On Tuesday, Dominguez, 50, was sentenced in federal court in San Diego to more than 16 years in prison for what prosecutors characterized as his role as the “unquestioned leader” of El Seguimiento 39.
The drug trafficking organization, known as “El Seg 39” or simply “The Company,” included a vast network of people to transport and supply drugs for sale in the United States as well as launder money in a reverse pipeline back to Mexico, prosecutors said. The cell operated in alliance with several cartels, including the Beltrán Leyva Organization, Cártel de Jalisco Nueva Generación, the Sinaloa Cartel, Cártel Del Golfo and Los Zetas, the U.S. attorney’s office said.
“Wiretap evidence demonstrates that he controlled every aspect of his organization,” Assistant U.S. Atty. Kyle Martin wrote in a sentencing memorandum. “Dominguez did rely on co-conspirators to negotiate and control drug routes, find sources of supply, and prevent law enforcement from thwarting his trafficking, but ultimately he gave the orders to each of these co-conspirators.”
His allies included corrupt government officials in Mexico, including Ivan Reyes Arzate, a top federal police commander who served as a liaison with U.S. law enforcement officials. Reyes’ cozy relationship with cartels was confirmed in an intercepted phone call between Dominguez and another trafficker — a conversation that was used as a key piece of evidence in Reyes’ own U.S. prosecution. Reyes was sentenced in federal court in New York in February to 10 years in prison for drug trafficking.
Cartel leaders typically use violence to exert control over their empires, but Dominguez leveraged money and “his own gravitas” to achieve his aims, Martin said.

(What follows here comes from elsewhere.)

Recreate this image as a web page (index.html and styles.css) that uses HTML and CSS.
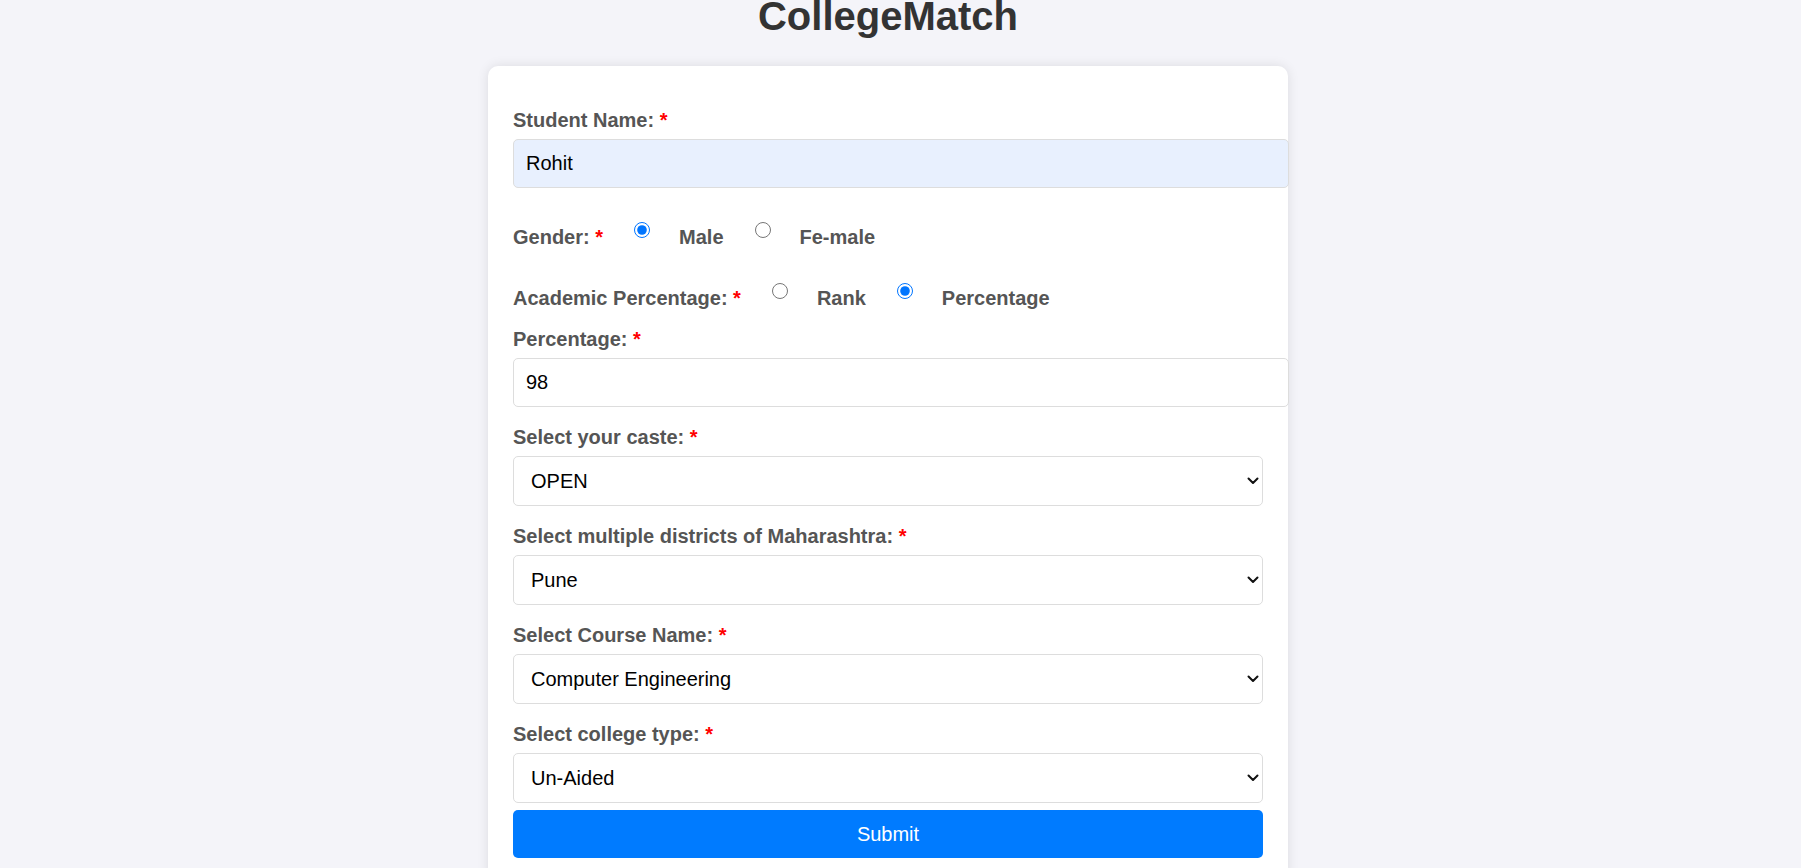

U.S. Homeland Security Investigations officials estimated the organization smuggled about 10 tons of cocaine into the United States each month and moved at least $10 million of drug proceeds back into Mexico monthly — claims that Dominguez’s attorney pointed out were “pure speculation from an unknown source,” with no evidence produced to support it.
Dominguez is a dual U.S.-Mexican citizen — he was born in Guadalajara but settled in the border town of Roma, Texas, at age 8.
After the accident and end of his Marine career, he struggled to find work and deal with his trauma, his lawyer wrote.
When he was 27, he agreed to deliver a load of marijuana after it was transported from Mexico and was arrested in Texas. He pleaded guilty and served 13 months in federal custody.
He and his brother-in-law later started a small construction company, but that went under with the crash of the housing market. He moved his family to Mexico in 2007 to work with an architect cousin. While there, he met people involved in marijuana and cocaine smuggling, and he saw the illicit work as a way to financially support his family, his lawyer said.
As part of the investigation, law enforcement in the U.S. and other countries seized more than 4,300 kilograms (9,500 pounds) of cocaine in Mexico, Costa Rica, Texas and Chicago, as well as more than $7 million, prosecutors said.
Dominguez was arrested in Mexico in connection with the U.S. investigation in 2016 and was extradited to San Diego.
He pleaded guilty in November to an international drug distribution conspiracy and a money laundering conspiracy. He will get credit for the nearly six years he has already served in custody.